* _Stated exercise_: Identify the lines bearing the string "index" and gather them.

* _Dataset section_:
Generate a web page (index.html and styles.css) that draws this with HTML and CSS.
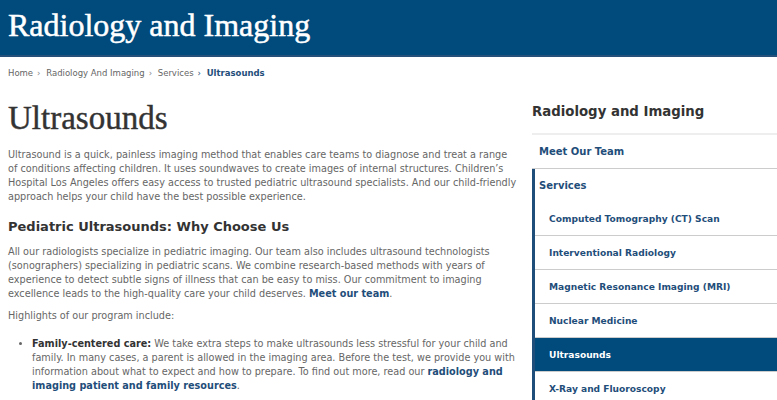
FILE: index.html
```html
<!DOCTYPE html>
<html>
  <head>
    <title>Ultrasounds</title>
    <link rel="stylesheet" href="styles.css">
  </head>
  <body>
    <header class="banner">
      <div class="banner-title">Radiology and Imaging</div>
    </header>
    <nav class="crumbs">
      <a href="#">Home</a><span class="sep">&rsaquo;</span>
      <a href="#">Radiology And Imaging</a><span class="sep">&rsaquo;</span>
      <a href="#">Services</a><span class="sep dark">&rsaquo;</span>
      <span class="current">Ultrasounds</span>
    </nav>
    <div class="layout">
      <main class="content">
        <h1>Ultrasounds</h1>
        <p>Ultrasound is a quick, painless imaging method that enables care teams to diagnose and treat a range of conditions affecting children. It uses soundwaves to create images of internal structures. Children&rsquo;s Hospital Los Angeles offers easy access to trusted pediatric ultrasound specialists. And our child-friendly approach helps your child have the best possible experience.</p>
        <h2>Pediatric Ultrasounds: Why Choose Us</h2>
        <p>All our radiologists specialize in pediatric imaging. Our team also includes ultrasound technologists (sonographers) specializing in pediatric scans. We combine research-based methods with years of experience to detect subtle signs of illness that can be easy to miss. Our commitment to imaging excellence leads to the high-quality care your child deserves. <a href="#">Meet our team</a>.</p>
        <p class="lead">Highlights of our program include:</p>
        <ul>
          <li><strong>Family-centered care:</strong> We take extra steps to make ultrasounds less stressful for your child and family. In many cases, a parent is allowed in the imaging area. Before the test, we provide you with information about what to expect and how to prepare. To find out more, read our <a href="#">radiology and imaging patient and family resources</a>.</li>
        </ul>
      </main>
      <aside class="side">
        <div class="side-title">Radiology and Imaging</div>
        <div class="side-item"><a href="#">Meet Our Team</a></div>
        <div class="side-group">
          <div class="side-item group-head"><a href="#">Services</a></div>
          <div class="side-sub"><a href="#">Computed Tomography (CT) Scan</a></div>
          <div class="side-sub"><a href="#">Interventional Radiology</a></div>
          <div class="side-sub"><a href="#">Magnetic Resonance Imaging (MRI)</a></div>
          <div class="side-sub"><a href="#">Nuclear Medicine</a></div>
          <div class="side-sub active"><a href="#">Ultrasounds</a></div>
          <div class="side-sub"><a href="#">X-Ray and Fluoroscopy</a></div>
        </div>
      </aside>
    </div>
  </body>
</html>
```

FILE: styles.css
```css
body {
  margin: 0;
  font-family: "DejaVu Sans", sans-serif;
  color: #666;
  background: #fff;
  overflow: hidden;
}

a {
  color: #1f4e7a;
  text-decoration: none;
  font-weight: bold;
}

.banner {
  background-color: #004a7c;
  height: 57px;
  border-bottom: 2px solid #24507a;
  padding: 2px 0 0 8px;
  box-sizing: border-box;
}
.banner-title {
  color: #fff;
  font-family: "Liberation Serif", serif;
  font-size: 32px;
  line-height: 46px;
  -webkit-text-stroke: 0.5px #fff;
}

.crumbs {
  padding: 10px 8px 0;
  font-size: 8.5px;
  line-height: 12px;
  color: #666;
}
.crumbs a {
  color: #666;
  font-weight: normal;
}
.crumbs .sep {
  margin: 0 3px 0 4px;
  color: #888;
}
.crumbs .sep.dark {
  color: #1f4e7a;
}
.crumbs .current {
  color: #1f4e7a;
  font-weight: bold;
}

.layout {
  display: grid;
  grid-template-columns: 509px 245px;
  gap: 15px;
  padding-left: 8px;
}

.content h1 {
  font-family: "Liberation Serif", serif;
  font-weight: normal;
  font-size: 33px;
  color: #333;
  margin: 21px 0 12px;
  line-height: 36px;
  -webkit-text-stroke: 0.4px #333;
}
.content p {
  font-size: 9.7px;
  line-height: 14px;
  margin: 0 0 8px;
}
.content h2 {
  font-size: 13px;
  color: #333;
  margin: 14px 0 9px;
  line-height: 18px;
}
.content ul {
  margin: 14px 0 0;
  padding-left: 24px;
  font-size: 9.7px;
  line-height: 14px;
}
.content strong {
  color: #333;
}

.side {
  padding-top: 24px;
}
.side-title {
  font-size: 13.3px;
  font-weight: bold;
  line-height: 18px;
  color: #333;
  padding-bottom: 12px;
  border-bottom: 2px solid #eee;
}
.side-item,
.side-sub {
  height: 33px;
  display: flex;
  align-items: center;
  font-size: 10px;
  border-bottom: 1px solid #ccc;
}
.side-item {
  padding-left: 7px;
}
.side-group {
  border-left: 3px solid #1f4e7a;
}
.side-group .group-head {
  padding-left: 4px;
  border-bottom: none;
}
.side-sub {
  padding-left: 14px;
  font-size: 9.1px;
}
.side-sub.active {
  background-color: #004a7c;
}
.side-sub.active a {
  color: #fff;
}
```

* _Output for this task_:
Generate a web page (index.html and styles.css) that draws this with HTML and CSS.
FILE: index.html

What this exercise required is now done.